An armed man waves his rifle as buildings and cars are engulfed in flames after being set on fire inside the US consulate compound in Benghazi late on September 11, 2012. Source: AFP via Getty Images
An armed man waves his rifle as buildings and cars are engulfed in flames after being set on fire inside the US consulate compound in Benghazi late on September 11, 2012. Source: AFP via Getty Images

National Review's Jim Geraghty does a public service today. While many on the right use Benghazi as just another stone on which to sharpen their antipathy for Obama, others -- Geraghty is apparently one -- genuinely believe the death of four American diplomats in Libya last year is a political scandal.

Geraghty can't understand why others don't share his view, and has asked some pointed questions, which I've copied verbatim and adapted into a Q&A format below. My answers don't necessarily speak for others, but here's why I've always considered the Benghazi conspiracy theories a partisan pastiche that simply ignores real-world contingencies.

Q: Benghazi is one of those issues where we on the right look at Americans on the other side of the partisan divide and wonder whether we're from the same planet.

Don't they care that our ambassador and his team were sent to a facility with ludicrously insufficient security?

A: Well, sure. But when you're working in the midst of a civil war, operating out of a mission building adjacent to a Central Intelligence Agency facility in a land known to be thick with jihadists, there is a limit to how safe one can be. Benghazi was not a safe place. Perhaps, in retrospect, no diplomats should've been there at all. But people -- and governments -- take risks to advance their interests. And intelligence and the security bureaucracies that wield it sometimes fail, with tragic result.

Q: Don't they care to know whether something could have been done that night to save those men, and if so, why a rescue mission wasn't launched? Look at a map. This is a Libyan city on a coast, facing the Mediterranean, south of Europe and all of our NATO allies. Less than a year earlier, we had been running a major multinational combat operation right there.

A: The sense that the U.S. government can effectively manage a civil war zone and control for all contingencies is at the foundation of Benghazi conspiracy theories. Yes, something could've been done. Maybe even something effective. Or maybe not. Strategies fall apart and execution is wanting on a regular basis in many parts of government and private industry.

Q: Don't they care that the explanation offered by our government was false? These folks who screamed "Bush Lied, People Died" from 2003 to 2008 now shrug about lies about how and why Americans were killed.

A: Administrations, including this one, fudge facts pretty frequently. Sometimes they do it for domestic political purposes. Sometimes for foreign political purposes. Sometimes to safeguard classified information. Sometimes for reasons difficult to discern. The Benghazi conspiracy narrative has always faltered over the central question of motive: Why would an administration launch a massive cover-up of an event that promised little electoral fallout?

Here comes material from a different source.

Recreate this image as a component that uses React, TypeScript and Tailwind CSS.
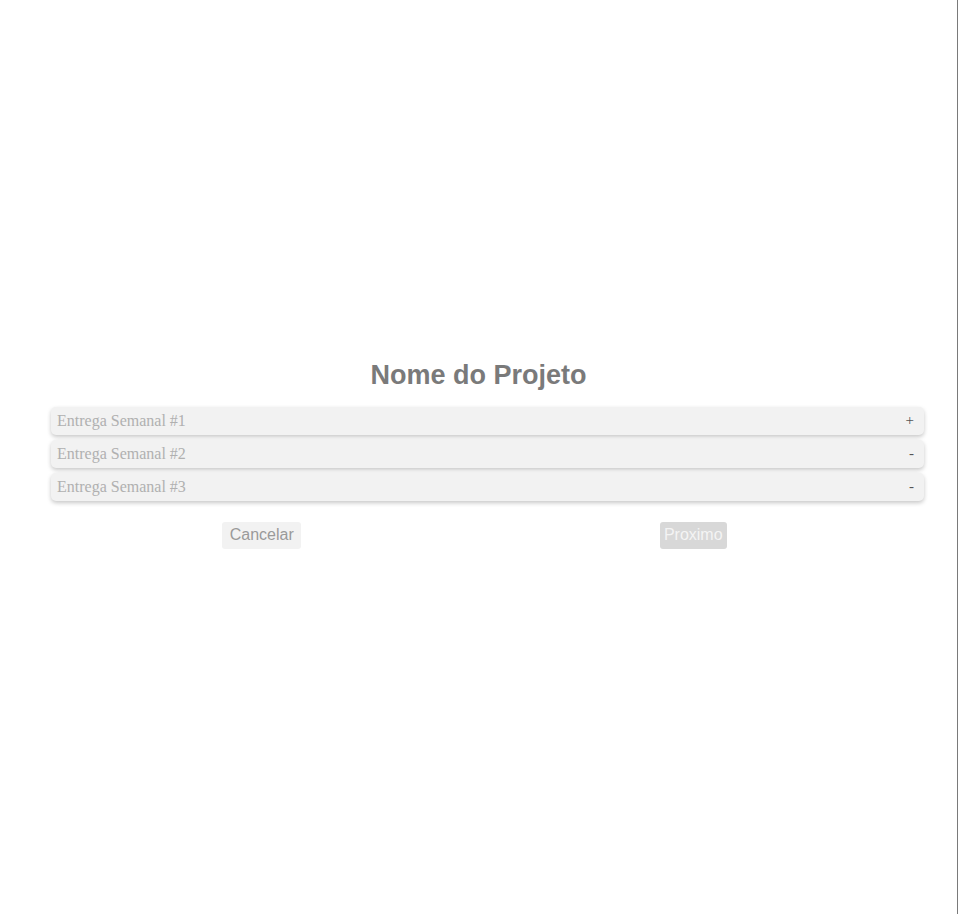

Let's leave aside that any such cover-up, encompassing multiple agencies and who knows how many people, would've failed not just thoroughly but ridiculously. Let's focus only on motive. Had four U.S. diplomats been killed in Orlando, Florida, raising terror fears across the land, the Obama administration, fresh off its Osama bin Laden victory tour, would have been in a pickle. (Although not an impossible one; the instinct to rally around the president is still strong.)

But American voters had not been led to believe that Libya in the throes of civil war was Disneyworld. So death and injury to Americans operating there appeared inconceivable primarily to partisans who had spent the previous years lunging at random events in hopes of damaging a president whose election (and reelection) evidently still confounds them.

Did the State Department fail in Benghazi? Yes. Did the CIA fail? Yes. Could better precautions have made the deaths less likely? Yes. Do agencies sometimes fail at difficult tasks without the aid of conspiracies? Yes, they do.

Q: Don't they care that despite Obama's pledge that "justice will be done," no one has been caught, jailed, or executed for their role in the attack?

Remember when the previous president promised to get Osama bin Laden? Sometimes these things take a while. It doesn't mean the desire for justice is insincere.

In the end, the Benghazi conspiracy exists as an entity outside and disconnected from the Obama administration. It's a product not of government action or inaction, but of a certain vision, or double vision: One that contends that government -- especially the Obama administration -- can't do even the easy things right while simultaneously insisting that a surprise attack amid the chaos of Libya should have, would have, been repelled with precision and control … if only dozens of people at the CIA, State Department, Pentagon, National Security Council and White House weren't evil, duplicitous and corrupt.